Jerusalem is conquered
According to the bible, after David assumed the throne and conquered Jerusalem from the Jebusites, he consolidated the kingdom, including by conquering Edom. David’s son Solomon took it further, building up Jerusalem and the Temple and entering into political alliances. After Solomon died, in around 930 B.C.E., his son Rehoboam was unable to hold the kingdom together: it split into Israelite and Judahite entities fighting each other.
Is that what happened? Did a great United Monarchy take form, chiefly under David, develop further under his son, and then fall apart?

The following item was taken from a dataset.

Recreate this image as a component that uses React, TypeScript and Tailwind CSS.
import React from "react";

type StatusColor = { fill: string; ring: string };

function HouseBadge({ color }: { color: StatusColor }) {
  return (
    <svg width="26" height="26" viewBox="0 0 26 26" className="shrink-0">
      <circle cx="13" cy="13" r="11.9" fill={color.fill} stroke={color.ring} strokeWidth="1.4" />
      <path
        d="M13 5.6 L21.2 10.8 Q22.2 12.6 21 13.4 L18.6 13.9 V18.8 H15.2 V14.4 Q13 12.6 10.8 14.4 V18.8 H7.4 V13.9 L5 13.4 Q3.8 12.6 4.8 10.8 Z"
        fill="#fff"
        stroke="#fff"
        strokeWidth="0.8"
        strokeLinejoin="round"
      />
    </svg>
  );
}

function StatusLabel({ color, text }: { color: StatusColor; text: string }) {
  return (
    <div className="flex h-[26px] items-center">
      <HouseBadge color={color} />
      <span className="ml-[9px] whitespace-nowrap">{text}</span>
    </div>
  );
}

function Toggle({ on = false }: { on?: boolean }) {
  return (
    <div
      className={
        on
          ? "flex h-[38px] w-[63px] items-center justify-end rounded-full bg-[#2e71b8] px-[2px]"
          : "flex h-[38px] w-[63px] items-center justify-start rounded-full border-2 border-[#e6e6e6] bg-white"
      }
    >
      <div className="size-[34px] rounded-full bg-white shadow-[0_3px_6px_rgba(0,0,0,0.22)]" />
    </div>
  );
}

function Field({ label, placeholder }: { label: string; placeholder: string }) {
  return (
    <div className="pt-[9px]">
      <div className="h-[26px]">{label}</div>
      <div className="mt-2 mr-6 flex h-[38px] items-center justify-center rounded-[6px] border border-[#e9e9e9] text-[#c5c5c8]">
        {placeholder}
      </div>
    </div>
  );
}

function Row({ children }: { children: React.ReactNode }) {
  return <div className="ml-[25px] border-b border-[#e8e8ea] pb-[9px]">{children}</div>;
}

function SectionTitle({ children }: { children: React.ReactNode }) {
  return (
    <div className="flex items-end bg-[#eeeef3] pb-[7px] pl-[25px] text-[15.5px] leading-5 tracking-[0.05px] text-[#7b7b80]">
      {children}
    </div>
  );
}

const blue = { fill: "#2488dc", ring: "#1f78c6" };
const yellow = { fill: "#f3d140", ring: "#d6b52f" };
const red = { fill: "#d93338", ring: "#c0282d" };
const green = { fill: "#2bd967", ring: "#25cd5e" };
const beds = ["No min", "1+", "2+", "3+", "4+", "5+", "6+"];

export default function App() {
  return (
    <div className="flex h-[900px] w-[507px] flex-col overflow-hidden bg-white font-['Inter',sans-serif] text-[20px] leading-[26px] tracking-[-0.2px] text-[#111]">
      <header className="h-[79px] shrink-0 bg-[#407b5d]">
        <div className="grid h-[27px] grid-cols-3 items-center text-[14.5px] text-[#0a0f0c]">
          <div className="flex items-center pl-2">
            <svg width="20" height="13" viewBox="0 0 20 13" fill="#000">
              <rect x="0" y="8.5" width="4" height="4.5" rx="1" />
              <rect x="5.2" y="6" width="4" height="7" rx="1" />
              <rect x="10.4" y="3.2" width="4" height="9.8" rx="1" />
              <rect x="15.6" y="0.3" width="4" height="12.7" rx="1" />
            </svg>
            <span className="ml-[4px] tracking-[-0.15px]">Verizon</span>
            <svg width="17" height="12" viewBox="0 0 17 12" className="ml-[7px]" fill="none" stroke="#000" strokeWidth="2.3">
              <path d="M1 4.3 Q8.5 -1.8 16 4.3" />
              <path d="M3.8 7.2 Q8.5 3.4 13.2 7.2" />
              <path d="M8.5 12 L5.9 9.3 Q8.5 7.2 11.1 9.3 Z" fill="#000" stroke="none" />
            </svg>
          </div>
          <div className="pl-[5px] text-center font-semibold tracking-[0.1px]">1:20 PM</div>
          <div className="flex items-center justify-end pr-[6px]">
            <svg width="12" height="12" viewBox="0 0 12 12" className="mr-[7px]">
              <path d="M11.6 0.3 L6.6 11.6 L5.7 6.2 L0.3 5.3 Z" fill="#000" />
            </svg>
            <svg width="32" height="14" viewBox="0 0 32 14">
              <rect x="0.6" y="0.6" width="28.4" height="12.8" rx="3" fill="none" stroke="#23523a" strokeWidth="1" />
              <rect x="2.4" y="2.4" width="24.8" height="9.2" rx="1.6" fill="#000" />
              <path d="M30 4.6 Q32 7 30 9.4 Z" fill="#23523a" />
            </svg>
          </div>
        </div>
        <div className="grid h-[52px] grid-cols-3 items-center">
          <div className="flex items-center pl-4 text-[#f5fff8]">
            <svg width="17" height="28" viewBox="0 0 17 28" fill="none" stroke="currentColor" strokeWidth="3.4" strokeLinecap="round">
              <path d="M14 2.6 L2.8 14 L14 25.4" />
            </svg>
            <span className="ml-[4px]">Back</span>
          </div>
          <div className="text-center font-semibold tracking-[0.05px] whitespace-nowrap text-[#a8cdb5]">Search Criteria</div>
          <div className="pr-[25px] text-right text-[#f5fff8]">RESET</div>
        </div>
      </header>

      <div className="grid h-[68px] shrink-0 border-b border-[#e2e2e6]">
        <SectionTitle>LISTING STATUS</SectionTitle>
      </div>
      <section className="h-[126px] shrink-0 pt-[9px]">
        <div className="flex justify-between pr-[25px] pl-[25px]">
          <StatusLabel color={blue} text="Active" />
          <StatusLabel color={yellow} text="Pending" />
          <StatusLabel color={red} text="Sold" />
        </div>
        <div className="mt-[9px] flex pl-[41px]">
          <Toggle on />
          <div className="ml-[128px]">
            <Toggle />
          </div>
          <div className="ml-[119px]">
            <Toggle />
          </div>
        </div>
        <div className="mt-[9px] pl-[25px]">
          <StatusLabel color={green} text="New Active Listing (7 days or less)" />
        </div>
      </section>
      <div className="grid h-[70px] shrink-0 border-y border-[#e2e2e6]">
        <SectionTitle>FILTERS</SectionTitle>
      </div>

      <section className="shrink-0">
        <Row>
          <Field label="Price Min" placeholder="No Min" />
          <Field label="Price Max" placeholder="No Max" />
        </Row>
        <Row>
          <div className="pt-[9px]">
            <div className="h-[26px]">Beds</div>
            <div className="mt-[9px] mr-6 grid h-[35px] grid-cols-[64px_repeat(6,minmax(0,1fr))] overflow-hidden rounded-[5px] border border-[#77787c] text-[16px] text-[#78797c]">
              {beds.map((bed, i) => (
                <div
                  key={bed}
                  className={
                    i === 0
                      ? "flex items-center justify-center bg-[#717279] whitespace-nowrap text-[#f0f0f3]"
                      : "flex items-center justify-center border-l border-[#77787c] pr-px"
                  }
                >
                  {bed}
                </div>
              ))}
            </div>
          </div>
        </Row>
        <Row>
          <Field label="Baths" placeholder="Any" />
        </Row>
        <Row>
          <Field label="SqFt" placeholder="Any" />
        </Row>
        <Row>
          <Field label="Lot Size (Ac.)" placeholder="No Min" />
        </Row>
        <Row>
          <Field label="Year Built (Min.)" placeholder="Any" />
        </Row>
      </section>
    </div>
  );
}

There are archaeological remains from the 10th century B.C.E., but they have settled nothing. “Maximalists” comb the remains for support for the biblical narrative. “Minimalists” argue that the ruins have not been proved to be related to an Israelite kingdom, let alone one run by David or Solomon.
Take the stone palace found in Jerusalem. Maximalists say it dates to the appropriate time and obviously belonged to David. Minimalists say its period hasn’t been proven, let alone its provenance (more on this below).
The biblical narrative may have gone overboard on extolling the virtues of the two kings, but a preponderance of evidence indicates that some kind of powerful polity did rule from Jerusalem. One of the best arguments is the massive copper production during the 10th century B.C.E., at Timna, three hundred kilometers south of Jerusalem.
Mountains of slag
There, in the dry desert, Dr. Erez Ben-Yosef of Tel Aviv University has spent 14 years excavating copper mining and smelting sites of Jordan and Israel, dating to the 10th century B.C.E. The mines in the Aravah valley are in the very territory the Bible says David won from the Edomites, who then became subject to Israel (2 Samuel 8:13-14).
The copper industry in the region – at Timna and Khirbat en-Nahdas in southern Israel, and at Faynan in Jordan – was clearly vast. More than 100,000 tons of slag from the Iron Age have been discovered in the area.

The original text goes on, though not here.